CTPA to work with advertising watchdog on new digital standards

By Katie Bird

- Last updated on GMT

The UK cosmetics trade association will be working closely with the Advertising Standards Agency (ASA) to identify areas where extra guidance might be needed for cosmetics companies marketing online.

Earlier in the week the UK’s advertising watchdog announced it would be extending its remit on the internet, which was previously limited to adverts in paid-for space and sales promotions online.

From March 2010, the ASA will also look at marketing communications on companies’ websites as well as social networking sites such as facebook.

As the watchdog will apply the same standards to digital marketing communications as it does to adverts appearing in other media, head of CTPA Chris Flower said a significant amount of relevant guidance already exists.

The CTPA has collaborated with the ASA and Clearcast (the body ensuring the compliance of television advertising) in the past to produce a publicly available document to explain to cosmetics companies what steps need to be taken to support certain claims.

In particular, Flower urged small companies who may have been concentrating on the internet as a marketing tool to take a look at the available guidance.
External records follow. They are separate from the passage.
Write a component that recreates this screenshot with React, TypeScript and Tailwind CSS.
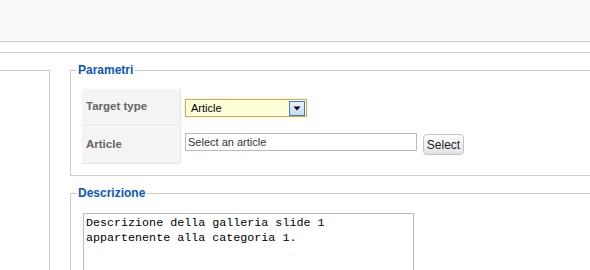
import React from "react";

export default function App() {
  return (
    <div className="w-[590px] h-[270px] overflow-hidden bg-white font-['Liberation_Sans',Arial,sans-serif]">
      <div className="h-[42px] bg-[#fafafa] border-b border-[#cccccc]" />
      <div className="h-[11px] border-b border-[#cccccc]" />
      <div className="flex items-start pt-[10px]">
        <div className="w-[50px] h-[300px] mt-[7px] border-t border-r border-[#cccccc] shrink-0" />
        <div className="ml-[20px] w-[600px] shrink-0">
          <fieldset className="border border-[#cccccc] px-[5px] pt-[11px] pb-[11px]">
            <legend className="px-[2px] h-[15px] leading-[15px] text-[12px] font-bold text-[#0b55c4]">Parametri</legend>
            <div className="ml-[6px] flex flex-col gap-[1px]">
              <div className="flex h-[37px]">
                <div className="w-[99px] h-[37px] bg-[#f4f4f4] border-b border-r border-[#e6e6e6] flex items-center pl-[4px] text-[11.5px] font-bold text-[#666666]">
                  Target type
                </div>
                <div className="pl-[4px] pt-[10px]">
                  <div className="w-[122px] h-[18px] border border-[#e5a53f] bg-[#ffffd8] shadow-[0_0_1px_#f5d48a] flex items-center justify-between">
                    <span className="pl-[5px] text-[11px] text-black leading-none">Article</span>
                    <div className="w-[16px] h-[15px] mr-[1px] border border-[#3d7bbd] bg-gradient-to-b from-[#e8f1fb] to-[#c6dcf2] flex items-center justify-center">
                      <svg width="8" height="5" viewBox="0 0 8 5">
                        <path d="M0.5 0.5 L7.5 0.5 L4 4.5 Z" fill="#000" />
                      </svg>
                    </div>
                  </div>
                </div>
              </div>
              <div className="flex h-[37px]">
                <div className="w-[99px] h-[37px] bg-[#f4f4f4] border-b border-r border-[#e6e6e6] flex items-center pl-[4px] text-[11.5px] font-bold text-[#666666]">
                  Article
                </div>
                <div className="pl-[4px] pt-[6px] flex items-start">
                  <div className="w-[232px] h-[18px] border border-[#bbbbbb] bg-white flex items-center pl-[2px] text-[11px] text-[#333333] leading-none">
                    Select an article
                  </div>
                  <div className="ml-[6px] mt-[1px] w-[41px] h-[21px] rounded-[4px] border border-[#c4c4c4] bg-gradient-to-b from-[#ffffff] to-[#e2e2e2] flex items-center justify-center text-[12px] text-[#222222]">
                    Select
                  </div>
                </div>
              </div>
            </div>
          </fieldset>
          <fieldset className="mt-[10px] border border-[#cccccc] px-[5px] pt-[12px] pb-[11px]">
            <legend className="px-[2px] h-[15px] leading-[15px] text-[12px] font-bold text-[#0b55c4]">Descrizione</legend>
            <textarea
              readOnly
              defaultValue={"Descrizione della galleria slide 1\nappartenente alla categoria 1."}
              className="ml-[7px] block w-[331px] h-[80px] resize-none border border-[#bbbbbb] px-[2px] pt-[2px] text-[11.7px] leading-[15px] text-black font-['Liberation_Mono','Courier_New',monospace] outline-none"
            />
          </fieldset>
        </div>
      </div>
    </div>
  );
}
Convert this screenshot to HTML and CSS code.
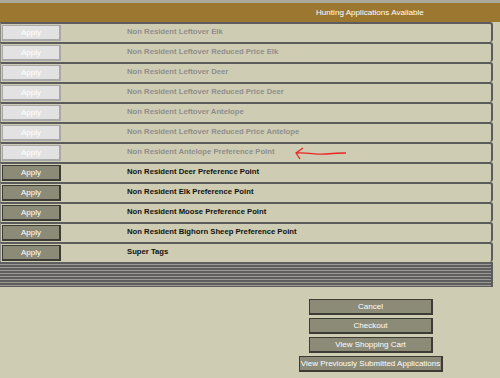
FILE: index.html
```html
<!DOCTYPE html>
<html lang="en">
<head>
    <meta charset="UTF-8">
    <title>Hunting Applications</title>
    <link rel="stylesheet" href="styles.css">
</head>
<body>

<div class="topstrip"></div>
<div class="header">Hunting Applications Available</div>

<div class="list">
    <div class="row"><button class="apply" disabled>Apply</button><span class="name off">Non Resident Leftover Elk</span></div>
    <div class="row"><button class="apply" disabled>Apply</button><span class="name off">Non Resident Leftover Reduced Price Elk</span></div>
    <div class="row"><button class="apply" disabled>Apply</button><span class="name off">Non Resident Leftover Deer</span></div>
    <div class="row"><button class="apply" disabled>Apply</button><span class="name off">Non Resident Leftover Reduced Price Deer</span></div>
    <div class="row"><button class="apply" disabled>Apply</button><span class="name off">Non Resident Leftover Antelope</span></div>
    <div class="row"><button class="apply" disabled>Apply</button><span class="name off">Non Resident Leftover Reduced Price Antelope</span></div>
    <div class="row marked">
        <button class="apply" disabled>Apply</button><span class="name off">Non Resident Antelope Preference Point</span>
        <svg class="arrow" width="54" height="14" viewBox="0 0 54 14">
            <path d="M2 6 C14 5, 22 8, 32 7 S 46 6, 52 6" fill="none" stroke="#ec2424" stroke-width="1.3"/>
            <path d="M9 1 L2 6 L6 12" fill="none" stroke="#ec2424" stroke-width="1.3"/>
        </svg>
    </div>
    <div class="row"><button class="apply">Apply</button><span class="name">Non Resident Deer Preference Point</span></div>
    <div class="row"><button class="apply">Apply</button><span class="name">Non Resident Elk Preference Point</span></div>
    <div class="row"><button class="apply">Apply</button><span class="name">Non Resident Moose Preference Point</span></div>
    <div class="row"><button class="apply">Apply</button><span class="name">Non Resident Bighorn Sheep Preference Point</span></div>
    <div class="row"><button class="apply">Apply</button><span class="name">Super Tags</span></div>
    <div class="stripes"></div>
</div>

<div class="actions">
    <button class="action">Cancel</button>
    <button class="action">Checkout</button>
    <button class="action">View Shopping Cart</button>
    <button class="action wide">View Previously Submitted Applications</button>
</div>

</body>
</html>
```

FILE: styles.css
```css
body {
    margin: 0;
    font-family: 'Liberation Sans', Arial, sans-serif;
    background-color: #cecdb3;
}

.topstrip {
    height: 3px;
    background-color: #a9a99c;
}

.header {
    height: 19px;
    line-height: 19px;
    background-color: #9c772f;
    color: #fff;
    font-size: 8.1px;
    padding-left: 316px;
}

.list {
    width: 493px;
}

.row {
    position: relative;
    display: flex;
    align-items: flex-start;
    height: 18px;
    border-top: 2px solid #5c5c5c;
    border-right: 2px solid #5c5c5c;
    border-left: 1px solid #8a8a80;
    border-radius: 0 3px 3px 0;
    box-sizing: content-box;
}

.apply {
    width: 59px;
    height: 16px;
    margin: 1px 0 0 1px;
    padding: 0;
    font-family: inherit;
    font-size: 8px;
    color: #fff;
    background-color: #8b8b77;
    border: 1px solid #3c3c34;
    border-width: 1px 2px 2px 1px;
}

.apply:disabled {
    background-color: #e2e2e2;
    border-color: #a8a8a8;
    color: #fff;
}

.name {
    margin-left: 66px;
    font-size: 7.7px;
    font-weight: bold;
    line-height: 15px;
    color: #111;
}

.name.off {
    color: #8e8e8e;
}

.arrow {
    position: absolute;
    left: 293px;
    top: 3px;
}

.stripes {
    height: 25px;
    border-right: 2px solid #5c5c5c;
    background: repeating-linear-gradient(#5e5e5e 0, #5e5e5e 2px, #9a9a92 2px, #9a9a92 3px);
}

.actions {
    display: flex;
    flex-direction: column;
    align-items: center;
    gap: 3px;
    width: 144px;
    margin: 12px 0 0 299px;
}

.action {
    width: 124px;
    height: 16px;
    padding: 0;
    font-family: inherit;
    font-size: 8px;
    white-space: nowrap;
    color: #fff;
    background-color: #8b8b77;
    border: 1px solid #3c3c34;
    border-width: 1px 2px 2px 1px;
}

.action.wide {
    width: 144px;
}
```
“I hope no one gets any rude shocks, there is certainly a lot of guidance out there available to those who have never had experience of non-digital media”​ he told CosmeticsDesign-Europe.com.

For companies operating on both the internet and the more traditional advertising media, Flower said he hoped companies are already using the same message in all media.

“I would hope that the general principles of honesty, truthfulness, legality and decency would already be applied to advertising on digital media; consumers are not daft and will notice if a product is making very different claims on digital media from those made elsewhere and will question what is going on,”​ he said.

“Company reputation is too precious to be squandered by failing to meet consumer expectations in such a way,”​ Flower added.

Social media and user generated content

One of the areas of the new remit open to interpretation is what constitutes marketing communication, particularly regarding user generated content on social networking sites.

Here, Flower echoed the ASA’s primary proposals that user generated content becomes company generated if it is isolated and used by the company.

“Company’s obviously have no control over what people say on these kinds of sites; but, if a company chooses to use somebody else’s words and present them as a testimonial, they have taken ownership of those words,”​ he said.